First Do No Harm
New EU data regulations limit automated algorithmic decision making.
In 2018, new data regulations in the European Union will limit algorithmic decision making on an individual/user level. The laws will also give an individual the right to demand an explanation about algorithmic decisions made about them.
The General Data Protection Regulation (GDPR) provides comprehensive guidelines for the collection, storage and use of personal information of EU citizens. These laws come after a number of landmark court cases involving data privacy that highlighted data-related grey areas, including the right to be forgotten, rights to restrict processing and personal data collection and transfer by foreign companies. While these regulations don’t yet apply in Africa, they raise significant topics that businesses and data scientists around the world should be considering.
We’ll explore three major subjects arising from these laws in this blog.
Automated Decision Making
Within data use, the GDPR specifies guidelines for “automated individual decision-making, including profiling” under which individuals have a right not to be subject to a decision when the decision is based on automated processing and when the decision has a significant effect on the individual. Exclusions to this right would be where a decision is necessary for entering into a contract authorized by law, or explicit consent has been provided. In all cases, exclusions included, individuals have the right to obtain human intervention in the decision and to contest the decision.

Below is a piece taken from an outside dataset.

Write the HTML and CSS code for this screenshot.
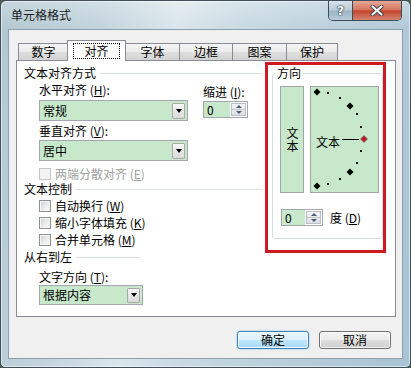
FILE: index.html
```html
<!DOCTYPE html>
<html lang="zh-CN">
<head>
<meta charset="utf-8">
<title>单元格格式</title>
<link rel="stylesheet" href="styles.css">
</head>
<body>
<div class="window">
  <div class="titlebar">
    <span class="title">单元格格式</span>
    <div class="caption-btns">
      <div class="cap help">?</div>
      <div class="cap close">
        <svg width="14" height="11" viewBox="0 0 14 11">
          <path d="M2.5 1.5 L11.5 9.5 M11.5 1.5 L2.5 9.5" stroke="#3b3f48" stroke-width="4" stroke-linecap="round"/>
          <path d="M2.5 1.5 L11.5 9.5 M11.5 1.5 L2.5 9.5" stroke="#ffffff" stroke-width="2.2" stroke-linecap="round"/>
        </svg>
      </div>
    </div>
  </div>
  <div class="client">
    <div class="tabs">
      <div class="tab w50">数字</div>
      <div class="tab active"><span class="focus">对齐</span></div>
      <div class="tab w54">字体</div>
      <div class="tab w53">边框</div>
      <div class="tab w54">图案</div>
      <div class="tab w51">保护</div>
    </div>
    <div class="panel">
      <div class="left">
        <div class="section"><span>文本对齐方式</span><i class="rule"></i></div>
        <div class="align-row">
          <div class="align-col">
            <div class="label">水平对齐 (<u>H</u>):</div>
            <div class="combo wide first"><span>常规</span><i class="drop"></i></div>
            <div class="label gap3">垂直对齐 (<u>V</u>):</div>
            <div class="combo wide second"><span>居中</span><i class="drop"></i></div>
          </div>
          <div class="indent-col">
            <div class="label">缩进 (<u>I</u>):</div>
            <div class="spin indent"><span class="spin-val">0</span><span class="arrows"><i class="up"></i><i class="down"></i></span></div>
          </div>
        </div>
        <div class="check disabled first-check"><i class="box"></i><span>两端分散对齐 (<u>E</u>)</span></div>
        <div class="section"><span>文本控制</span><i class="rule"></i></div>
        <div class="check top1"><i class="box"></i><span>自动换行 (<u>W</u>)</span></div>
        <div class="check"><i class="box"></i><span>缩小字体填充 (<u>K</u>)</span></div>
        <div class="check"><i class="box"></i><span>合并单元格 (<u>M</u>)</span></div>
        <div class="section short"><span>从右到左</span><i class="rule"></i></div>
        <div class="label sub dir-label">文字方向 (<u>T</u>):</div>
        <div class="combo narrow"><span>根据内容</span><i class="drop"></i></div>
      </div>
      <div class="highlight">
        <fieldset class="orient">
          <legend>方向</legend>
          <div class="orient-boxes">
            <div class="vbox"><span class="vtext">文本</span></div>
            <div class="dial">
              <svg class="dial-marks" width="67" height="105" viewBox="0 0 67 105">
                <g fill="#000">
                  <polygon points="6,1.5 9.5,5 6,8.5 2.5,5"/>
                  <polygon points="39,15.5 42.5,19 39,22.5 35.5,19"/>
                  <polygon points="39,81.5 42.5,85 39,88.5 35.5,85"/>
                  <polygon points="6,95.5 9.5,99 6,102.5 2.5,99"/>
                  <rect x="16" y="5" width="2" height="2"/>
                  <rect x="28" y="10" width="2" height="2"/>
                  <rect x="45" y="26" width="2" height="2"/>
                  <rect x="49" y="39" width="2" height="2"/>
                  <rect x="49" y="63" width="2" height="2"/>
                  <rect x="45" y="75" width="2" height="2"/>
                  <rect x="28" y="91" width="2" height="2"/>
                  <rect x="16" y="96" width="2" height="2"/>
                  <rect x="31" y="52" width="17" height="1"/>
                </g>
                <polygon points="53,48.5 56.5,52 53,55.5 49.5,52" fill="#b01f2c" stroke="#7a5a5e" stroke-width="0.5"/>
              </svg>
              <div class="dial-label">文本</div>
            </div>
          </div>
          <div class="degree">
            <div class="spin deg"><span class="spin-val">0</span><span class="arrows"><i class="up"></i><i class="down"></i></span></div>
            <span class="deg-label">度 (<u>D</u>)</span>
          </div>
        </fieldset>
      </div>
    </div>
    <div class="buttons">
      <div class="btn default">确定</div>
      <div class="btn">取消</div>
    </div>
  </div>
</div>
</body>
</html>
```
FILE: styles.css
```css
* { box-sizing: border-box; }
html, body { margin: 0; padding: 0; }
body {
  width: 411px;
  height: 368px;
  overflow: hidden;
  background: #4d5b53;
  font-family: "Noto Sans CJK SC", "Noto Sans", sans-serif;
  font-size: 12px;
  line-height: 14px;
  color: #000;
}
u { text-decoration: underline; text-underline-offset: 1px; }

.window {
  width: 411px;
  height: 368px;
  border: 1px solid #3e4f5b;
  border-radius: 6px 6px 5px 5px;
  padding: 0 7px 8px 7px;
  display: flex;
  flex-direction: column;
  background:
    linear-gradient(to bottom, rgba(255,255,255,0.28), rgba(255,255,255,0) 28px),
    linear-gradient(100deg, #b2c7d1 0%, #c2d3dc 22%, #dae6ec 38%, #c8d9e2 52%, #b9cfdb 72%, #a9c3d4 100%);
  box-shadow: inset 0 0 0 1px rgba(255,255,255,0.55);
}

.titlebar {
  height: 28px;
  flex: none;
  display: flex;
  align-items: flex-start;
}
.title {
  padding: 7px 0 0 3px;
  color: #1b1b1b;
}
.caption-btns {
  margin-left: auto;
  margin-right: 1px;
  display: flex;
  height: 20px;
  border: 1px solid #3d4b57;
  border-top: none;
  border-radius: 0 0 5px 5px;
  overflow: hidden;
}
.cap {
  height: 19px;
  display: flex;
  align-items: center;
  justify-content: center;
}
.help {
  width: 24px;
  border-right: 1px solid #3d4b57;
  background: linear-gradient(to bottom, #d7e2ea 0%, #b9cbd7 48%, #9db4c4 52%, #b8ccd9 100%);
  color: #fff;
  font-family: "DejaVu Sans", sans-serif;
  font-weight: bold;
  font-size: 13px;
  text-shadow: 0 0 1px #2c3a46, 0 0 1px #2c3a46, 0 0 2px #2c3a46;
}
.close {
  width: 48px;
  background: linear-gradient(to bottom, #e9a898 0%, #d5775f 45%, #c4442d 52%, #d3856f 100%);
}

.client {
  flex: 1;
  background: #f0f0f0;
  border: 1px solid #8b9fad;
  display: flex;
  flex-direction: column;
}

.tabs {
  display: flex;
  align-items: flex-end;
  height: 20px;
  margin-top: 10px;
  padding-left: 9px;
}
.tab {
  height: 17px;
  border: 1px solid #898c95;
  border-bottom: none;
  margin-right: -1px;
  background: linear-gradient(to bottom, #f4f4f4 0%, #ebebeb 50%, #dedede 52%, #d2d2d2 100%);
  text-align: center;
  padding-top: 1px;
}
.w50 { width: 51px; }
.w54 { width: 55px; }
.w53 { width: 54px; }
.w51 { width: 52px; }
.tab.active {
  width: 59px;
  height: 21px;
  margin-bottom: -1px;
  margin-left: -1px;
  background: #fff;
  position: relative;
  z-index: 1;
  padding-top: 2px;
}
.focus {
  display: block;
  margin: 0 5px;
  border: 1px dotted #000;
  line-height: 14px;
}

.panel {
  margin-left: 7px;
  width: 380px;
  height: 257px;
  flex: none;
  background: #fff;
  border: 1px solid #898c95;
  display: flex;
  align-items: flex-start;
}

.left {
  width: 248px;
  padding: 5px 2px 0 7px;
}
.section {
  display: flex;
  align-items: center;
  height: 14px;
}
.section .rule {
  flex: 1;
  height: 1px;
  margin-left: 4px;
  background: #d9dfe4;
}
.section.short { width: 116px; margin-top: 2px; }

.label { height: 14px; white-space: nowrap; }
.sub { margin-left: 15px; }

.align-row {
  display: flex;
  margin-top: 3px;
  margin-left: 15px;
}
.gap3 { margin-top: 3px; }

.combo {
  display: flex;
  align-items: center;
  justify-content: space-between;
  border: 1px solid #a3a7ad;
  background: #c7e8ca;
  padding-left: 3px;
  padding-right: 2px;
}
.combo.wide { width: 149px; height: 21px; }
.combo.first { margin-top: 3px; }
.combo.second { margin-top: 2px; }
.combo.narrow { width: 104px; height: 20px; margin-left: 15px; margin-top: 1px; }
.drop {
  width: 13px;
  height: 16px;
  border: 1px solid #a9a9a9;
  border-radius: 1px;
  background: linear-gradient(to bottom, #f6f6f6, #d9d9d9);
  display: flex;
  align-items: center;
  justify-content: center;
}
.combo.narrow .drop { height: 15px; }
.drop::after {
  content: "";
  width: 0;
  height: 0;
  border-left: 3.5px solid transparent;
  border-right: 3.5px solid transparent;
  border-top: 4px solid #000;
}

.indent-col {
  margin-left: 15px;
  margin-top: 2px;
}
.spin {
  display: flex;
  border: 1px solid #a3a7ad;
  background: #fff;
}
.spin.indent { width: 45px; height: 17px; margin-top: 2px; }
.spin-val {
  flex: 1;
  background: #c7e8ca;
  padding-left: 3px;
  line-height: 15px;
}
.arrows {
  width: 15px;
  margin: 1px;
  display: flex;
  flex-direction: column;
  border: 1px solid #b8bfc8;
  background: linear-gradient(to bottom, #f3f3f3, #dcdfe3);
}
.arrows i {
  flex: 1;
  display: flex;
  align-items: center;
  justify-content: center;
}
.arrows .up { border-bottom: 1px solid #c3c8ce; }
.arrows .up::after {
  content: "";
  border-left: 3px solid transparent;
  border-right: 3px solid transparent;
  border-bottom: 3px solid #4a5d7e;
}
.arrows .down::after {
  content: "";
  border-left: 3px solid transparent;
  border-right: 3px solid transparent;
  border-top: 3px solid #4a5d7e;
}

.check {
  display: flex;
  align-items: center;
  height: 17px;
  margin-left: 15px;
  white-space: nowrap;
}
.check .box {
  width: 12px;
  height: 12px;
  flex: none;
  margin-right: 4px;
  border: 1px solid #8e8f8f;
  background: linear-gradient(135deg, #cfd2d6 0%, #eceef0 60%, #fafafa 100%);
  box-shadow: inset 0 0 0 1px #f4f4f4;
}
.check.disabled { color: #a0a0a0; }
.check.disabled .box { border-color: #c6c6c6; background: #f4f4f4; }
.first-check { margin-top: 4px; }
.top1 { margin-top: 1px; }
.dir-label { margin-top: 6px; }

.highlight {
  width: 121px;
  height: 191px;
  margin-top: 1px;
  border: 3px solid #cd1a20;
  padding: 1px 0 0 4px;
}
.orient {
  margin: 0;
  width: 111px;
  min-width: 0;
  padding: 6px 3px 12px 7px;
  border: 1px solid #d3dce2;
  border-radius: 3px;
}
.orient legend {
  padding: 0 2px;
  margin-left: -5px;
  line-height: 14px;
}
.orient-boxes {
  display: flex;
  gap: 6px;
}
.vbox {
  width: 24px;
  height: 107px;
  border: 1px solid #a1a5a9;
  background: #c7e8ca;
  display: flex;
  align-items: center;
  justify-content: center;
}
.vtext {
  writing-mode: vertical-rl;
  text-orientation: upright;
  letter-spacing: 1px;
  line-height: 14px;
}
.dial {
  position: relative;
  width: 69px;
  height: 107px;
  border: 1px solid #a1a5a9;
  background: #c7e8ca;
  padding: 48px 0 0 5px;
}
.dial-marks {
  position: absolute;
  left: 0;
  top: 0;
}
.dial-label { position: relative; }
.degree {
  display: flex;
  align-items: center;
  margin-top: 16px;
}
.spin.deg { width: 42px; height: 17px; margin-left: 1px; }
.deg-label { margin-left: 7px; }

.buttons {
  display: flex;
  justify-content: flex-end;
  gap: 10px;
  margin-top: 14px;
  padding-right: 11px;
}
.btn {
  width: 72px;
  height: 18px;
  border: 1px solid #707070;
  border-radius: 3px;
  background: linear-gradient(to bottom, #f3f3f3 0%, #ebebeb 48%, #dddddd 52%, #cfcfcf 100%);
  box-shadow: inset 0 0 0 1px rgba(255,255,255,0.7);
  text-align: center;
  line-height: 16px;
}
.btn.default {
  border-color: #3c7fb1;
  background: linear-gradient(to bottom, #eaf6fd 0%, #d9f0fc 48%, #bee6fd 52%, #a7d9f5 100%);
  box-shadow: inset 0 0 0 1px rgba(255,255,255,0.8), 0 0 2px #7fc3ea;
}
```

Many widely used data science methods fall under the definition of automated individual decision-making. These include recommendation engines, customer segmentation, credit assessments and online targeted advertising. The GDPR is likely to have practical implications for the use and deployment of automated decision methods because companies will have to implement processes for human intervention and hire data controllers for these new roles.
Profiling and Discrimination
The GDPR describes profiling as any type of automated processing with the intention of evaluating individuals based on personal aspects of the individual. More specifically, it includes analyzing or predicting individual’s economic circumstances, political positions, ethnic origins, movements, location, performance at work, religious beliefs, health or personal preferences. The regulations seek to promote fair, transparent processing using appropriate statistical methods and companies will need to ensure that any inaccuracies are corrected and the profiling processes prevent discrimination.
Discrimination in some form is inherent in most profiling exercises. Where inequality exists, these inequalities will be intrinsic in the data and will be reflected in profiling outcomes. Simply removing sensitive variables such as race from a profiling model does not ensure the model outcomes are now non-discriminatory. Other variables, such as product history could correlate with sensitive variables and the performance of the profiling process is not significantly altered when they are excluded. With the increasing complexity of profiling datasets, exclusion of sensitive variables becomes possible, simple correlations become less clear and the complex interactions between non-sensitive variables could play a greater role in determining evaluation outcomes. However, more complex models lead to other issues under the GDPR as we discuss below.
The Right to Know
Under the GDPR, individuals will be notified about data collected on them and have the right to access this information. The GDPR also states that when profiling takes place individuals have the right to “meaningful information about the logic involved”.
Machine learning methods assess correlations, associations and patterns in data that result in a certain outcome. They do not, however, explain why these patterns exist. Explaining complex models with hundreds of predictor variables can be extremely challenging. A potential positive consequence of transparent algorithmic decision making is empowering individuals to better understand why certain outcomes were made about them so they can change their behaviour for a better future outcome.
An example of this is credit scoring in South Africa, where a single number, the credit rating, affects almost every financial decision made about South Africans. A poor credit rating makes it very difficult, if not impossible to obtain a bank loan or any form of credit, including a home loan. According to a Lamna blog, posted in January 2016, close to 50% of South Africa’s 19 million active consumers, are three months plus in areas on their loan repayments. This begs the question: “How many consumers are made aware of and understand what makes up the credit score? Perhaps, if they were better informed, they could look at improving their credit score.
Obstacles to transparency include the the fear that people may find ways to cheat the system, companies may be reluctant to share their methods (which now become accessible to everyone, including their competitors) and difficulty in explaining the methods to nontechnical people.
Winners in the data economy
The data economy is likely to shift under these new regulations, and data practitioners, who can adapt and find opportunities in this new landscape will thrive. While the new regulations do not yet apply in most African countries, this could change. Astute data scientists and companies, will factor in global concerns around discriminatory profiling processes, in automated algorithmic decision making.